WHITMAN — Whitman Selectmen voted 5-0 on Tuesday, April 5 to place a $1,726,588 ballot question for its share of the assessment increase in the $49,714,344 WHRSD operating budget for fiscal 2017.
With a successful override, Whitman’s assessment would be $12,719,345. The increase would be and additional $1.24 per $1,000 valuation of $357 on a house valued at $288,000 in Whitman.
The 20.15-percent local assessment increase includes an overall 3.5-percent hike inside the levy limit with the balance contingent on a Proposition 2 ½ override in both communities. The total increase outside the levy is $3 million, apportioned based on student population.
Whitman’s override article is separate — Article 55 — from the operating budget in Article 2, “to keep the process clean so people can see what is being asked for,” Town Administrator Frank Lynam said. Article 2 represents the increase inside the levy limit to provide level services to the schools.
“What the School Committee did was split what they needed,” said Selectmen Chairman Carl Kowalski.
Hanson Selectmen voted 3-2 on the same night to place a $1,241,141 article and ballot question for its share of the assessment, which would increase the town’s assessment to $8,956,207.
“Last year, when we did the capital exclusion [for school computer upgrades], it hit everybody in the third and fourth quarter because the first two quarters were estimated bills Lynam told his Board of Selectmen April 5 in a meeting broadcast over Whitman-Hanson Community Access TV. “I found that the town is allowed, if the vote is taken prior to July 1 — and sufficiently early enough to allow the assessor to plan it — if the assessment passes Town Meeting and passes at the election the assessor can vote to add that money to the assessments beginning with the first quarterly bill, so people don’t get two small bills and then suddenly get hit with the value of the override over two bills rather than four.”
Like some of his Hanson counterparts, Whitman Selectman Brian Bezanson asked if there were options to a single up or down vote on the issue at Town Meeting.
“I’m all for putting this on the ballot to let the people decide, because 150 people at Town Meeting … 1,000 or more people voting at the ballot box [gives] a better picture, I think, but it would be nice to give them a choice,” Bezanson said.
Lynam said that was not an option, as Selectmen had to certify the ballot question no less than 35 days before the election.
“This is our opportunity to vote to put it on the ballot,” Lynam said. “Only the selectmen can place an override on the ballot. What Town Meeting can do is condition that money. As I understand Chapter 71, when a region submits a budget you have only two options — yes or no.”
He said he views a menu approach impedes the district’s ability to set their numbers.
“We get to say yes or no, not ‘Here’s how we want you to spend your money,’” Lynam said. “You can have those conversations during the budget process.”

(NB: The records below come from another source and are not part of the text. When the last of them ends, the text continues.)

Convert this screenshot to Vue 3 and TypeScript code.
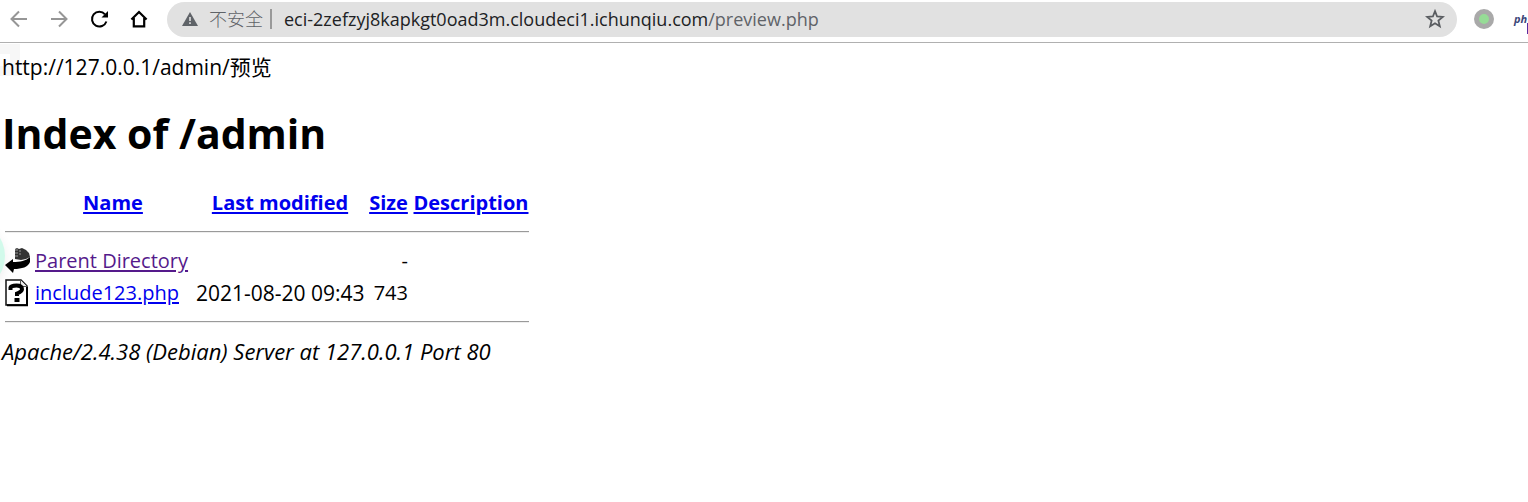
<script setup lang="ts">
interface Entry {
  icon: 'back' | 'unknown'
  name: string
  href: string
  visited: boolean
  modified: string
  size: string
}

const columns: string[] = ['Name', 'Last modified', 'Size', 'Description']

const entries: Entry[] = [
  { icon: 'back', name: 'Parent Directory', href: '#parent', visited: true, modified: '', size: '-' },
  { icon: 'unknown', name: 'include123.php', href: '#include123', visited: false, modified: '2021-08-20 09:43', size: '743' },
]
</script>

<template>
  <div class="browser">
    <header class="toolbar">
      <nav class="nav">
        <button class="tool" type="button" aria-label="Back">
          <svg width="20" height="20" viewBox="0 0 20 20" fill="none" stroke="#969696" stroke-width="2"><path d="M18 10H3M10 2.500L2.500 10l7.500 7.500" /></svg>
        </button>
        <button class="tool" type="button" aria-label="Forward">
          <svg width="20" height="20" viewBox="0 0 20 20" fill="none" stroke="#969696" stroke-width="2"><path d="M2 10h15M10 2.500L17.500 10 10 17.500" /></svg>
        </button>
        <button class="tool" type="button" aria-label="Reload">
          <svg width="20" height="20" viewBox="0 0 20 20"><path d="M17.400 12.500A7.400 7.400 0 1 1 16 5.300" fill="none" stroke="#000" stroke-width="2" /><path d="M19 2v6.500h-6.500z" /></svg>
        </button>
        <button class="tool" type="button" aria-label="Home">
          <svg width="20" height="20" viewBox="0 0 20 20" fill="none" stroke="#000" stroke-width="2.200"><path d="M2.400 10.500L10 3l7.600 7.500M4.800 9v8.400h10.400V9" /></svg>
        </button>
      </nav>

      <div class="omnibox">
        <svg class="warning" width="16" height="16" viewBox="0 0 16 16"><path d="M8 1l8 14H0z" fill="#5f6368" /><path d="M7.200 6h1.600v4H7.200zM7.200 11.300h1.600V13H7.200z" fill="#e1e1e1" /></svg>
        <span class="security">不安全</span>
        <span class="divider"></span>
        <span class="address">eci-2zefzyj8kapkgt0oad3m.cloudeci1.ichunqiu.com<span class="path">/preview.php</span></span>
        <button class="star" type="button" aria-label="Bookmark this page">
          <svg width="20" height="20" viewBox="0 0 20 20" fill="none" stroke="#5a5d61" stroke-width="1.800"><path d="M10 2.200l2.100 5.300 5.700.4-4.400 3.700 1.400 5.600L10 14.200l-4.800 3 1.400-5.600-4.400-3.700 5.700-.4z" /></svg>
        </button>
      </div>

      <div class="extensions">
        <button class="status" type="button" aria-label="Extension status"></button>
        <button class="php" type="button" aria-label="PHP extension">
          <span>ph</span><span class="php-badge"></span>
        </button>
      </div>
    </header>

    <main class="page">
      <div class="corner"></div>
      <div class="glow"></div>
      <p class="source">http://127.0.0.1/admin/预览</p>
      <h1>Index of /admin</h1>

      <table>
        <colgroup>
          <col class="c-icon" /><col class="c-name" /><col class="c-date" /><col class="c-size" /><col class="c-desc" />
        </colgroup>
        <thead>
          <tr>
            <td></td>
            <th v-for="column in columns" :key="column" scope="col"><a href="#sort">{{ column }}</a></th>
          </tr>
        </thead>
        <tbody>
          <tr class="rule"><td colspan="5"><hr /></td></tr>
          <tr v-for="entry in entries" :key="entry.name">
            <td>
              <svg v-if="entry.icon === 'back'" class="icon" width="25" height="28" viewBox="0 0 25 28">
                <path d="M10 2l2-1 2 1 3-1 4 2 3 3 1 4-4 2-5 1-6-1z" fill="#333" />
                <path d="M10 3h3M10 6h3M10 9h3M14 4h2M14 7h2" stroke="#999" stroke-width="1" />
                <path d="M0 18l8-6v3c7 0 13-1 17-5v5c-2 5-8 7-16 7l-1 4z" />
              </svg>
              <svg v-else class="icon" width="25" height="28" viewBox="0 0 25 28">
                <path d="M1 1h15l6 6v19H1z" fill="#fff" stroke="#111" stroke-width="1.500" />
                <path d="M15.500 1v6.500H22" fill="#eee" stroke="#555" />
                <path d="M2 26.200h20V8" fill="none" stroke="#000" stroke-width="2" />
                <path d="M5.500 11V8.500Q6 6.500 11.500 6.500 17 6.500 17 10.300 17 12.500 12 14.500V17" fill="none" stroke="#000" stroke-width="4" />
                <path d="M9.500 19h5v4h-5z" />
              </svg>
            </td>
            <td><a :href="entry.href" :class="{ visited: entry.visited }">{{ entry.name }}</a></td>
            <td class="date">{{ entry.modified }}</td>
            <td class="right">{{ entry.size }}</td>
            <td></td>
          </tr>
          <tr class="rule"><td colspan="5"><hr /></td></tr>
        </tbody>
      </table>

      <address class="server">Apache/2.4.38 (Debian) Server at 127.0.0.1 Port 80</address>
    </main>
  </div>
</template>

<style>
body {
  margin: 0;
  background: #fff;
}
</style>

<style scoped>
.browser {
  min-height: 100vh;
  overflow: hidden;
  color: #000;
  font-family: "Open Sans", "Noto Sans CJK SC", sans-serif;
  font-size: 20px;
  line-height: 28px;
}

button {
  padding: 0;
  border: 0;
  background: none;
  font: inherit;
}

.toolbar {
  display: flex;
  align-items: center;
  height: 43px;
  padding-bottom: 4px;
  box-sizing: border-box;
  border-bottom: 1px solid #b0b0b0;
}

.nav {
  display: flex;
  gap: 20px;
  padding-left: 9px;
}

.tool,
.star {
  display: flex;
  width: 20px;
  height: 20px;
}

.omnibox {
  display: flex;
  flex: 1;
  align-items: center;
  min-width: 0;
  height: 35px;
  margin-left: 18px;
  padding: 0 12px 0 15px;
  box-sizing: border-box;
  border-radius: 18px;
  background: #e1e1e1;
  font-size: 18px;
  white-space: nowrap;
}

.security {
  margin-left: 11px;
  color: #5f6368;
  font-weight: 300;
}

.divider {
  width: 2px;
  height: 20px;
  margin: 0 12px 0 7px;
  background: #999;
}

.address {
  flex: 1;
  color: #202124;
}

.path {
  color: #5f6368;
}

.extensions {
  display: flex;
  flex: none;
  align-items: center;
  gap: 20px;
  width: 54px;
  margin-left: 17px;
  overflow: hidden;
}

.status {
  flex: none;
  width: 20px;
  height: 20px;
  border: 5px solid #a9a9a9;
  border-radius: 50%;
  background: #96dc96;
}

.php {
  position: relative;
  flex: none;
  height: 30px;
  color: #3c4678;
  font-size: 11px;
  font-style: italic;
  font-weight: 700;
  line-height: 28px;
}

.php-badge {
  position: absolute;
  top: 19px;
  left: 13px;
  width: 12px;
  height: 12px;
  background: #5a2ca0;
}

.page {
  position: relative;
}

.corner {
  position: absolute;
  top: 1px;
  left: 0;
  width: 20px;
  height: 32px;
  box-sizing: border-box;
  border: solid #f7f7f7;
  border-width: 10px 10px 10px 0;
}

.glow {
  position: absolute;
  top: 178px;
  left: -65px;
  width: 70px;
  height: 70px;
  border-radius: 50%;
  background: #d2faeb;
  box-shadow: 0 4px 12px #eee;
}

.source {
  position: relative;
  margin: 0;
  padding: 10px 2px 0;
  font-size: 21px;
}

h1 {
  margin: 24px 0 0;
  padding-left: 2px;
  font-size: 41px;
  font-weight: 700;
  line-height: 56px;
}

table {
  position: relative;
  width: 534px;
  margin-top: 24px;
  border-spacing: 5px 4px;
  table-layout: fixed;
  white-space: nowrap;
}

.c-icon {
  width: 25px;
}

.c-name {
  width: 156px;
}

.c-date {
  width: 168px;
}

.c-size {
  width: 39px;
}

.c-desc {
  width: 116px;
}

td,
th {
  height: 28px;
  padding: 0;
  text-align: left;
}

th {
  text-align: center;
}

.right,
.date {
  text-align: right;
}

.date {
  font-size: 21px;
}

.rule td {
  height: 22px;
}

.icon {
  display: block;
}

hr {
  margin: 0;
  border: 0;
  border-top: 1px solid #9a9a9a;
  border-bottom: 1px solid #eee;
}

a {
  color: #00e;
  text-decoration-thickness: 2px;
  text-underline-offset: 2px;
}

a.visited {
  color: #551a8b;
}

.server {
  padding-left: 2px;
  font-size: 22px;
}
</style>
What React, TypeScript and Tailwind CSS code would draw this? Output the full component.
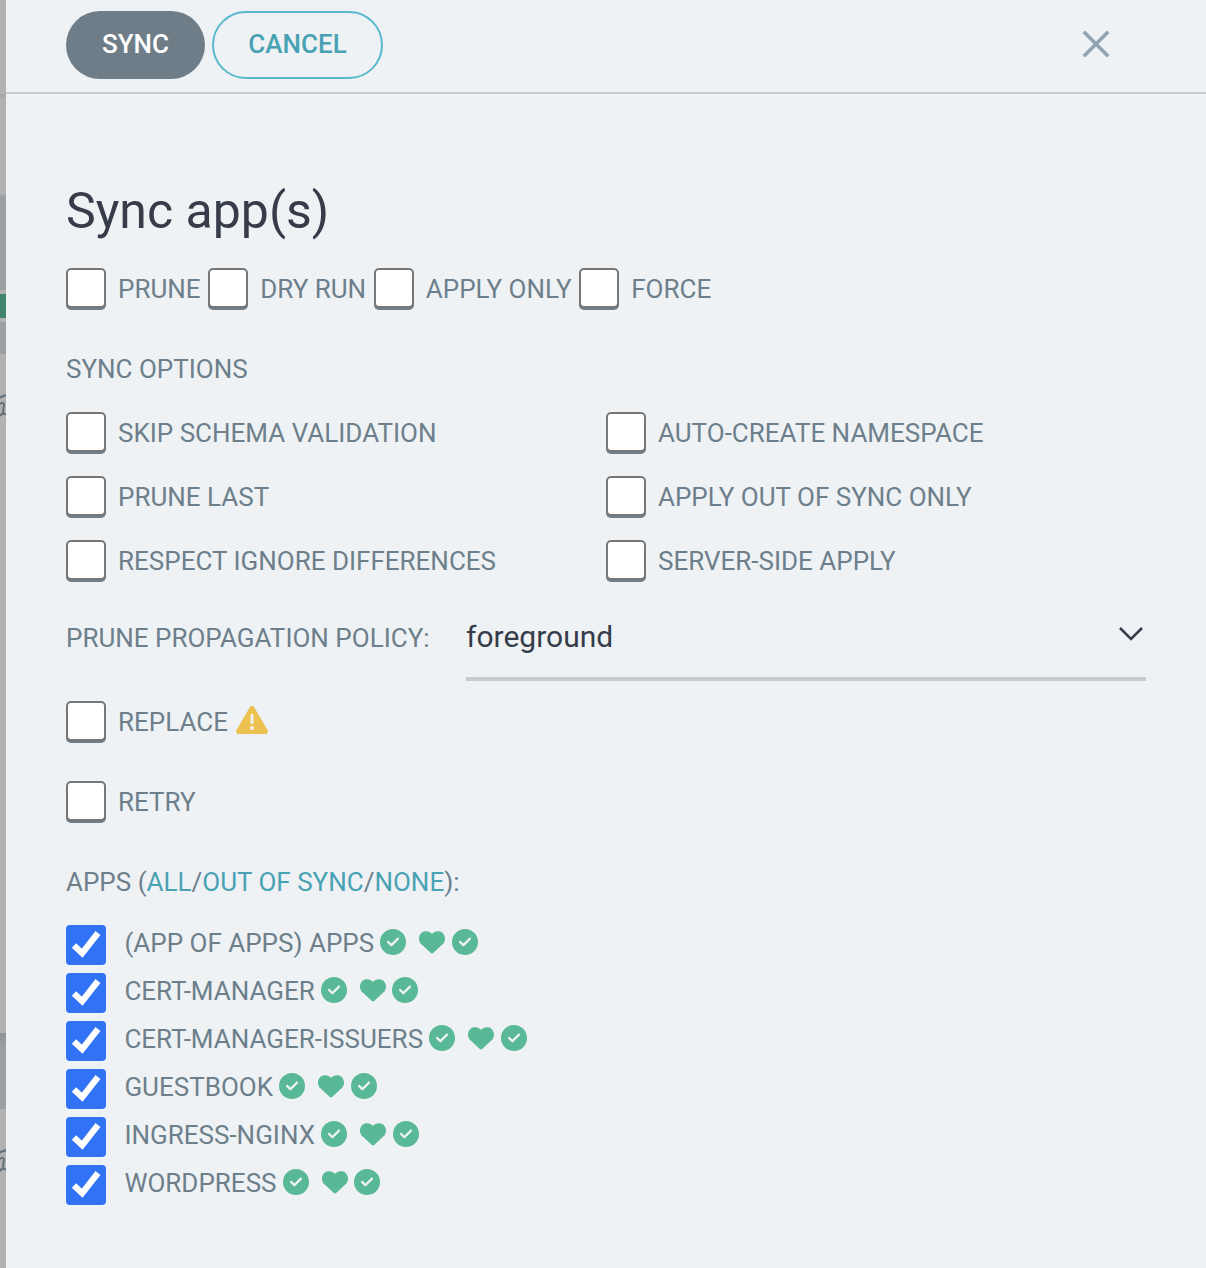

Once an override is voted, it’s good until the tax rate is set, according to Lynam. If a ballot question succeeds where a Town Meeting article fails, the sponsor (WHRSD in this case) has until September or October to seek another Town Meeting in an effort to obtain a successful vote in that arena.
“We have elected officials that run our schools, that we put in office to do the best thing for our kids, and if this is what they’ve decided then this is what they’ve decided,” said Selectmen Vice Chairman Dan Salvucci in favoring an up or down ballot question to let voters decide the issue.
In other business, selectmen amended its updated Alcohol Enforcement Compliance Check Policy.
“In discussions with investigators from ABCC, they provided us with a pretty clear outline of how they approach and how they would view our approach to compliance,” Lynam said. “There’s no point in us having a policy that doesn’t meet all of their points, because if we do, we’d be at risk of not being able to support the decisions.”
The policy, with it’s minor changes, will be delivered to license holders by Police Chief Scott Benton.
Kowalski noted the state’s Alcoholic Beverage Control Commission had conducted a compliance check in Whitman the week of March 28 and found four businesses in violation for sales to minors — the Whitman Convenience Store, Temple Liquors, Jamie’s Pub and O’Toole’s Pub.
Bernie Lynch of Colonial Power, the largest aggregation consultant in the state, representing 42 of about 80 communities participating in electric power aggregation, which is the municipal procurement of power for residents on and independent basis billed through utility companies, discussed the program with selectmen.
Whitman is working on an aggregation program through Old Colony Planning Council. The program is offered on an opt-out basis.
Aggregation is being put before Town Meeting as a warrant article.
Lynch said the benefits of aggregation include choice, pricing stability, savings through competitive bid process, flexibility and the expertise of Colonial Power.
Towns can also choose the level of green product they select. Billing and outage management remain the same as current practice through aggregation with Colonial Power, Lynch said.
“We kind of improve on that — you can’t get any worse,” he said of outage management.